There comes a time when most women start to yearn for a dose of happy ever after.. But to me looking for love in the right places,with the right man and with the right attitude and determination is the best way to sustain a happy ever after.

There is only one question to ask yourself when you are looking for this last stop man. Are you date-able? Here are few points to look into.

1. Plan :- The man of your dream won't appear in your doorway. You've got to go out and find him. Don't assume finding him to be magically blend. But it is wise to think of what you want and how to make it work. For instance you should date the kind of man you'd like to marry. Don't waste your time on a man who is not interested in marriage soon.

2. Be open:- Make yourself date-able and available. Then be assertive on what you want. Be confident, be happy and being flirtatious wont hurt either but don't look too predatory. It might be a turn off. Though it might actually attract a man but he probably wont be serious with you.

3. Be approachable:- Let him notice you, make eye contact,you can even pass a comment about his dressing or what have you,men love praises. You've got to let him know you want to talk to him. People don't know how you feel unless you tell them.

4. Don't be to hasty:- Don't allow your determination to find the right person becloud your sense of judgment against his faults or what might not be it. Ask yourself inwardly things that only you can justify and accept. Do I really like him? Can I cope with him? Is he really going to make me happy?. Believe me,you need a guy that you are totally comfortable with.

5. Spark is essential but does not happen every time:-If a man ask you out and you don't like him at first. Give him a chance and think about it. Is not every time you feel a butterfly in your stomach at first sight. You may feel the spark later. However if you cant feel it afterward. Don't force it. It is not him.

6. Just where do we meet our match? The usual notion is online,malls,bars,parties. But our chances are pretty slim. Join dance classes,book club,game club, just anything that involves meeting people with similar interests.In time you will meet someone friendly. However if friendship develops into something more meaningful. That's awesome.

7. However if after you find him. What happen next? How do you turn it into a long lasting relationship that does not have an expiry date?How do you know when the relationship is ripe for marriage or simply put, how do you go about defining when is time,you both want to settle down?. These is where you both have to sit down and discuss. Whats the purpose of the relationship?

8. Don't appear too needy or blab too much about your ex,job,family or money matter though men love honesty and open minded women. But a confident women does it for them. Is not about how much sexy or attractive you look. Is about how you handle yourself when you are together. Every little details counts.

9. If after a year together and you guys are not talking about future,hopes and ambitions,then something is wrong. Do you see any sign of commitment at all? Though sometime,some men don't reveal this,you cant even be able to see him envisioning you as the ideal wife.. They just go with the flow,they might never talk about marriage or you probably feel is not his thing. But that could be wrong. Talk to him and tell him what you want. This is not about forcing him into admittance but sharing your feelings. This might just be the gear he needed. If he feel the same way,you would know. Or isn't that better than investing in a relationship that long without a purpose?

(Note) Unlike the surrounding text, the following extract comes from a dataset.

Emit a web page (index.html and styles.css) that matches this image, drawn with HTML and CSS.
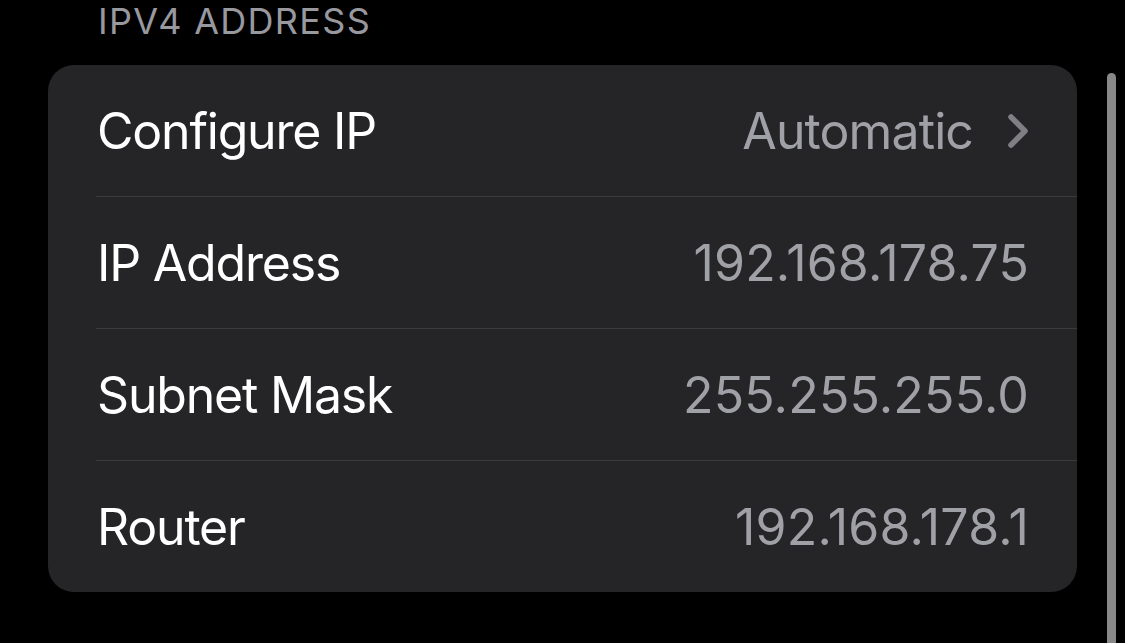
FILE: index.html
```
<!DOCTYPE html>
<html>
<head>
	<title>IPv4 Address</title>
	<meta charset="UTF-8">
	<link rel="stylesheet" href="styles.css">
</head>
<body>

    <div class="section">
        <h2 class="section-title">IPV4 ADDRESS</h2>

        <div class="card">
            <div class="row">
                <span class="label">Configure IP</span>
                <span class="value">
                    Automatic
                    <svg class="chevron" width="22" height="36" viewBox="0 0 22 36">
                        <path d="M4 4 L18 18 L4 32" fill="none" stroke="#7f7f84" stroke-width="5.5" stroke-linecap="round" stroke-linejoin="round"/>
                    </svg>
                </span>
            </div>
            <div class="row">
                <span class="label">IP Address</span>
                <span class="value num">192.168.178.75</span>
            </div>
            <div class="row">
                <span class="label">Subnet Mask</span>
                <span class="value num">255.255.255.0</span>
            </div>
            <div class="row">
                <span class="label">Router</span>
                <span class="value num">192.168.178.1</span>
            </div>
        </div>
    </div>

    <div class="scrollbar"></div>

</body>
</html>
```

FILE: styles.css
```
* {
    font-family: Inter, "Noto Sans", sans-serif;
    box-sizing: border-box;
}
body {
    margin: 0;
    background-color: #000;
    height: 643px;
    overflow: hidden;
}
.section {
    padding: 0 0 0 48px;
}
.section-title {
    margin: 0;
    padding: 1px 0 0 50px;
    height: 65px;
    font-size: 36px;
    font-weight: 400;
    letter-spacing: 1.3px;
    line-height: 40px;
    color: #98989f;
}
.card {
    width: 1029px;
    background-color: #252527;
    border-radius: 26px;
    padding-left: 48px;
}
.row {
    display: flex;
    justify-content: space-between;
    align-items: center;
    height: 132px;
    padding-right: 48px;
    border-bottom: 1px solid #3b3b3e;
}
.row:last-child {
    border-bottom: none;
    height: 131px;
}
.label {
    padding-left: 1px;
    font-size: 50px;
    letter-spacing: -1.2px;
    color: #ffffff;
}
.value {
    display: flex;
    align-items: center;
    gap: 34px;
    font-size: 50px;
    letter-spacing: -0.9px;
    color: #a0a0a7;
}
.num {
    letter-spacing: 0.2px;
}
.chevron {
    display: block;
}
.scrollbar {
    position: absolute;
    left: 1107px;
    top: 73px;
    width: 9px;
    height: 600px;
    border-radius: 5px;
    background-color: #888888;
}
```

PS: Sorry I have neglected this blog for awhile.. Another passion of mine(Photography) has been running wide with me. How are you all doing? Really missed stalking a few blogs.

5 Browser(s):

Michael Horvath said...

As a man I think you are dead-on with your post. I especially like number 9 however I might make it 6 months if you date exclusively. Youi should know enough about the other 8 by then to know if (s)he's The One.

BSNC said...

Nice tips. yea everything detail really counts. How have you been?

Unknown said...

ok. very practical but hardly ever works like this in real life. its good to know the theory though!

Geebee said...

Welcome back, Spicytee. Now this piece seems more directed at the womenfolk but even as a guy, I learnt one or two things. True, relationships don’t jump in from the blues. They’re built on personalities.

Adiya said...

Great tips. I've got a lil trouble with the go out there and meet them part, but working on it...i think!